4.1 Number of environmental predictors included in final models

There has been growing recognition that the choice of environmental predictors has important effects on model predictive power and transferability (Peterson and Nakazawa, 2007; Fourcade et al., 2018). Our findings suggest that models trained with the large dataset outperform (as they scored higher values in at least two of the three metrics analyzed) models trained with less predictors, except for R. okamurae models. Results for this species matched with those of Verbruggen et al. (2013) for Caulerpa taxifolia, in which reducing the number of predictors improved model performance. Two characteristics differentiate Rugulopteryx and Caulerpa species from the other four: 1) The history of its introduction process; 2) Small sample sizes. It is well-know that working with small samples is often problematic, as predictions are easily overfitted or inaccurate (Breiner et al., 2015). Studies on small samples and model’s complexity (e.g. Shcheglovitova and Anderson, 2013) have suggested that simpler models reduce that problem, which is consistent with our results for R. okamurae.

Overfitting can also be present when models are trained with larger environmental datasets and its detection is not always easy. Following recommendations (Hernandez et al., 2006; Breiner et al., 2015), three different metrics and visual inspection of distributions were used but evidences of overfitting were not found in those cases. Sharp transitions between high and low predicted habitat suitability values, which indicates high probabilities of over-complexity (Lake et al., 2020), were not identified from visual inspection either. Although differences between models trained with the larger and simpler predictor dataset (in terms of accuracy metrics values), whilst significant in some cases, tended to be small.

4.2 Algorithm selection and configuration tuning

Model performance metrics were good in general, but tree‐based techniques (both RF and GBM) performed better on average than the rest for each species and predictor dataset, which is consistent with some recent studies on marine species (e.g. D’Amen and Azzurro, 2020). In fact, AUC and TSS metric values for those techniques were higher than those shown for regression techniques in almost every model analysed. However, as shown in the results, some of these models were affected by overfitting, suggesting those results may be interpreted cautiously. When analysed in detail, our results revealed important model-to-model, species-to-species and metric-to-metric variability in model performance. This variability, particularly between species and metrics, highlighted the importance of tuning and selecting algorithms individually for each species and the importance of taking into consideration more than one metric. However, according to Hao et al. (2020) and Hao et al. (2019) most of ensemble modelling studies still rely on default configurations equally applied to different species. In contrast, our research proposes (in addition to model performance metrics) a second and uncommon criterion for selecting the algorithms (and its configuration) to be included in final ensembles which is the analysis of response curves. This criterion has shown to play a crucial role by discarding modelling techniques (such as RF) with unrealistic, overfitted or unstable (incongruent between replicates) response curves masked by their good model performance metrics.

Concerning algorithm configuration, MAXENT and GLM models fitted with an intermediate complexity level were the most balanced in terms of metrics and response curves quality, with the exception of R. okamurae.
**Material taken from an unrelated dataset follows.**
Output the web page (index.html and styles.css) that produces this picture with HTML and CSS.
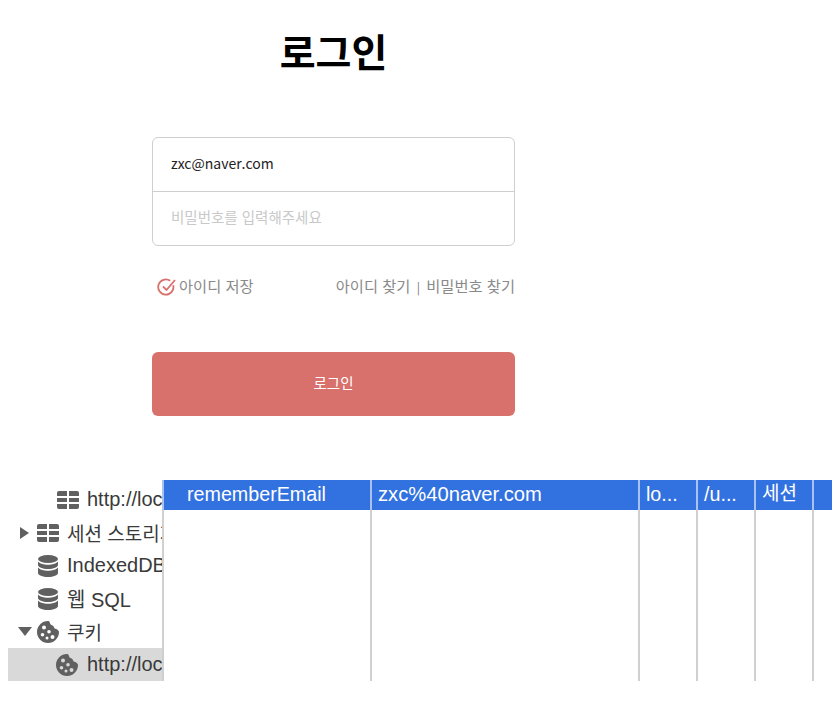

For this species, GLM were unstable among replicates. Bad performances of this modeling technique have already been reported when the sample size is small (Aguirre-Gutiérrez et al., 2013). MAXENT auto feature models (similar to our highest complexity configuration) have been proven to perform significantly better than simpler models (similar to our intermediate configuration) when analyzed via AUC (Syfert et al., 2013). In our analysis, MAXENT highest complexity models performed slightly better than intermediate complexity models for most species and metrics, although differences were mostly not significant (with few exceptions). However, when response curves were analyzed clear evidences of overfitting could be found for models allowing extra complexity (those allowing hinge features). On the other hand, limiting MAXENT models to linear features, and GLM to linear responses, forced the models to capture only partial responses, which resulted in worse metric values. Although, this configuration was included in the analysis as it would be a better option for modelling species where only part of the environmental range has been sampled (which is frequent in incipient introductions – e.g. R. okamurae) (Merow et al., 2014). Finally, this last theory for R. okamurae was not confirmed by our results. RF models showed few differences between configurations in terms of model performance metrics and response curves smoothness. Intermediate complexity GBMs rendered good results for R. okamurae, which is in line with some theories about these models performing better with small sample sizes (Ng and Jordan, 2001; Aguirre-Gutiérrez et al., 2013). For the other four species, characterized by larger sample sizes, intermediate and high complexity GBMs performed well according to metrics. Nevertheless, these models have been reported to be prone to overfit the training data (Elith and Graham, 2009), which was confirmed for some (but not all) species in our response curves and distributions analysis.

4.3 Introduced seaweeds distributions

Geographical distributions modelled in this study were congruent with the historical known range of the five species. For example, A. armata has been detected in four different continents, although the vast majority of records are located in Europe. It is described to be distributed from the British Isles to Senegal, including the Mediterranean Sea, the Azores and Canary Islands (Ní Chualáin et al., 2004; Andreakis et al., 2007). This widespread distribution is possible due to its photosynthetic plasticity and its tolerance to wide thermal ranges (Zanolla et al., 2014), which were correctly captured in our modelled response curves. Other conditions, such as those related to temperature variables were also correctly predicted. Kraan and Barrington (2005) suggested that gametophytes survive and grow at temperatures of 5-20°C while tetrasporophytes survive at temperatures of 5-25°C, and grow at 9-23°C. This may explain the low habitat suitability values captured by our ensemble model in its southern limits (for example in latitudes below the Canary Islands), where SSTM reached values over 22-23°C. However, there are still some important factors our model cannot capture. As an example, its long-distance dispersal ability by flotation (more noticeably in the tetrasporophyte phase) is known to play an important role in shaping its distribution. Unfortunately, this process is difficult to quantify and parameterize. More research is needed in this field, from estimating dispersal distances to understanding the environmental conditions limiting the main mechanisms for settlement. Other processes, like those related to reproduction traits, were not considered in our model either. Vegetative propagation of tetrasporophytes seems to be the main mechanism of recruitment in areas close to its distribution limits, while sexual reproduction appears to be restricted to a narrow window of temperature and light conditions in autumn (Guiry and Dawes, 1992). Understanding those patterns and finding ways to integrate them in SDMs is crucial for a better prediction of distribution limits and their expansion.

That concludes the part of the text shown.